But, you say, how long can it stay “on message”? Surely, sooner or later it has to break down and tell the truth. But, dear reader, you have your calendar, and PFDJ has its calendar. And its calendar is full of national rituals that must occupy our mind all year long. And any news, however dramatic, is always going to be trumped by these rituals.  And you can find a list of the rituals on shabait.com.  Of course, it helps if you speak Shabenglish (Shabait English), otherwise, you are simply going to throw up your arms in frustration when you read a headline like “Nationals Vow Enhanced Rebuff.” Let me help out (you are welcome) with the Eritrean calendar for 2010:

The Rituals

January: New Year’s Day and Lidet are “celebrated colorfully at the national level.”  We dance.

February: We celebrate colorfully at the national level Mewlid Al Nebi. We dance.

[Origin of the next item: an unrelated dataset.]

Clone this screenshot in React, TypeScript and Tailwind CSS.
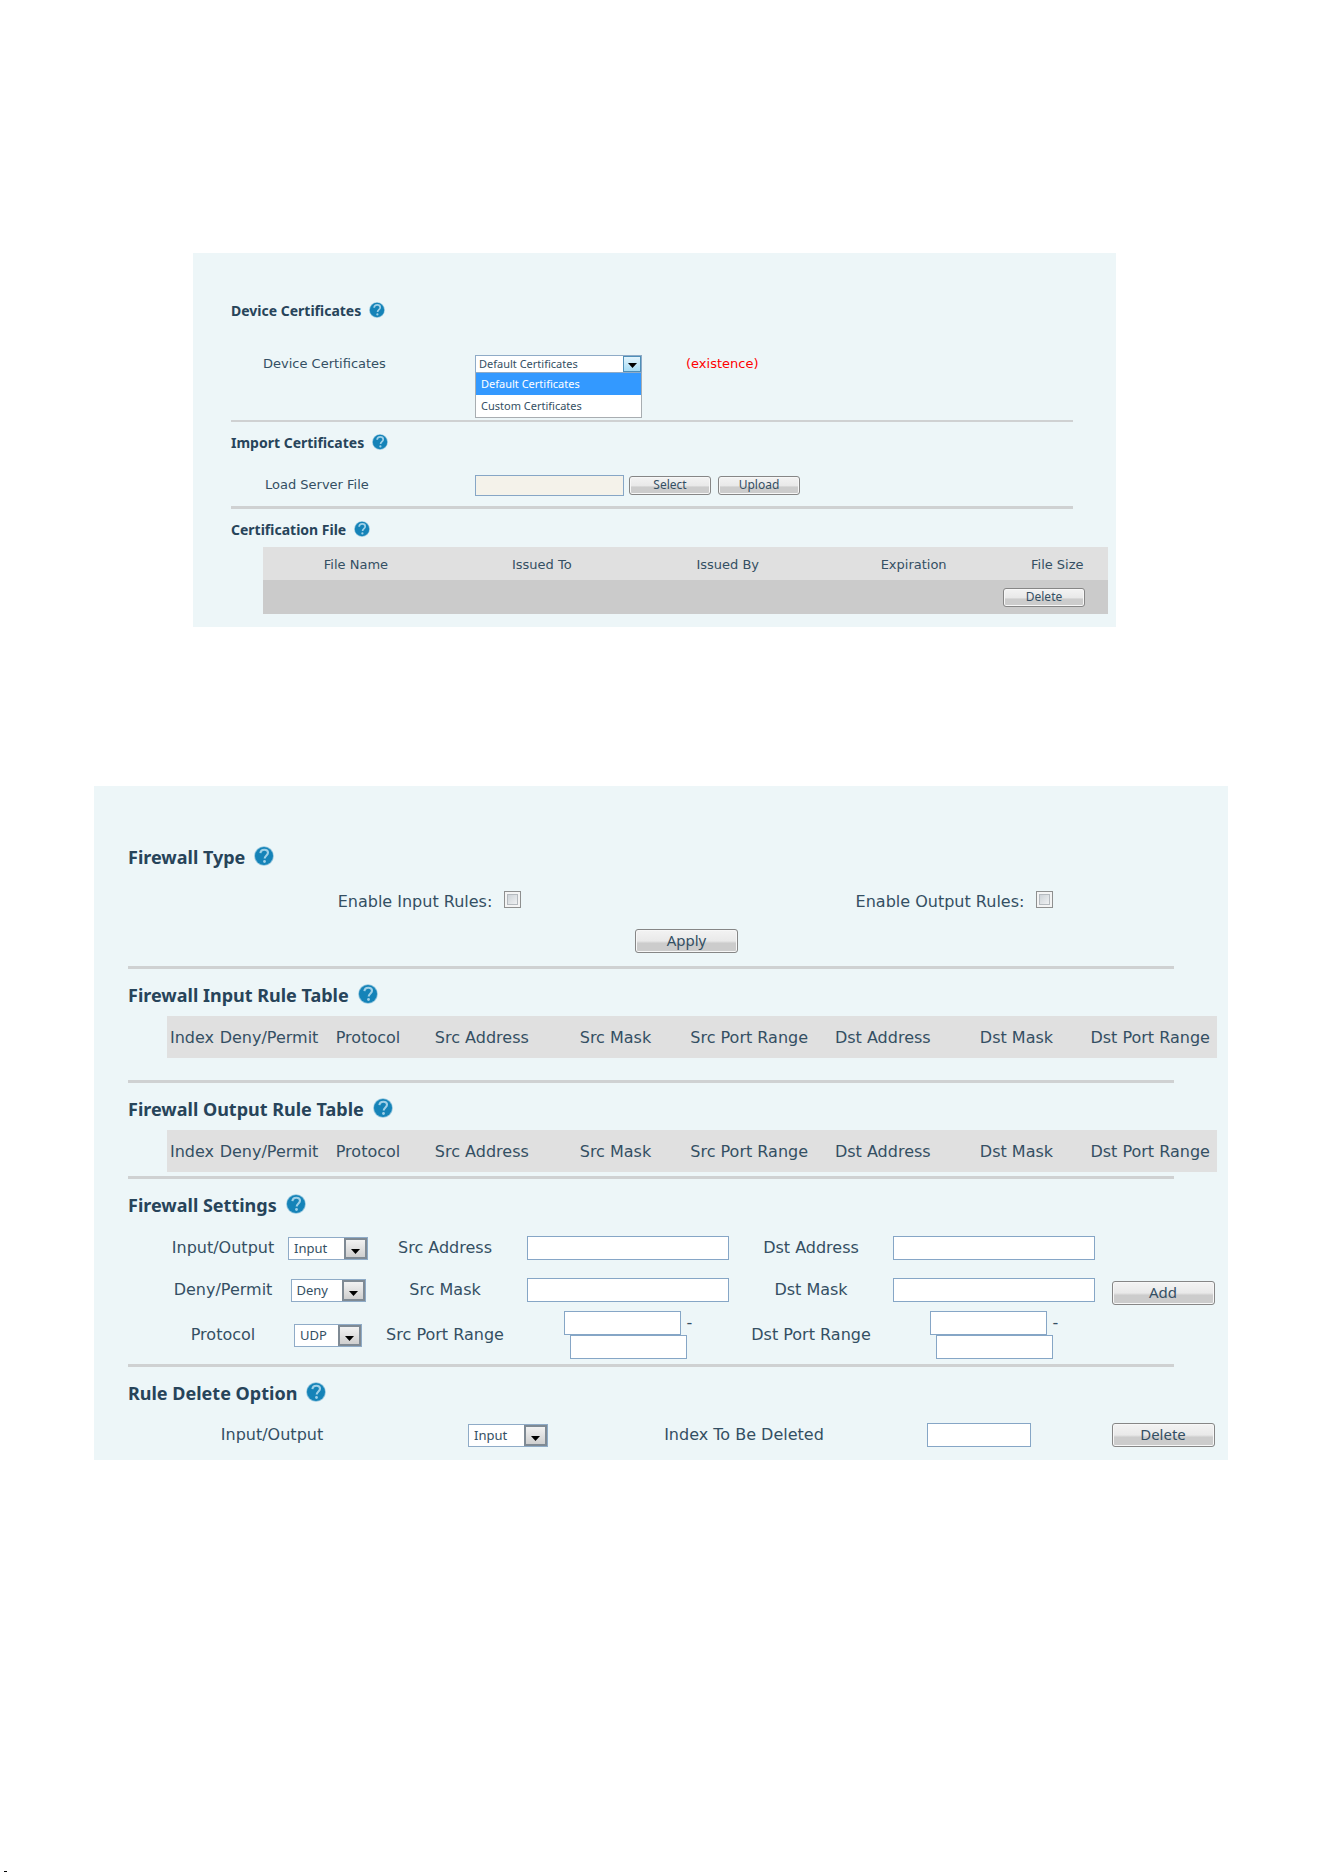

We are the only country in the world which celebrates the birth of Prophet Mohammed as if it is another party (Live! From Dubai!) but that is what makes us special and if you don’t get that, you are just against Eritrean unity and I really feel sorry for you. In February, we also celebrate Operation Fenkil, the 1990 liberation of Massawa. This is another opportunity for the PFDJ to remind the poor citizens that it really paid a heavy price to give them their independence and just like it didn’t ask for their vote when it was dying in the sands of Massawa it sure as hell isn’t going to ask for their vote to run the country.

March: We celebrate colorfully at the national level International Women’s Day. Since the National Union of Eritrean Women was founded in 1979, it has had two chairwomen. That is two in 31 years. Did we tell you that women made up 30% of the fighting force of the People’s Front? You are asking why only two chairwomen in 31 years? The People’s Front has had one male head since 1987 (23 years)…So what are you, a woman-hater?

April: We celebrate colorfully at the national level Good Friday and Easter. Yes we dance. Sure, we are the only country in the world that celebrates the resurrection of Jesus Christ as if it’s just another bachelor’s party, but we are special.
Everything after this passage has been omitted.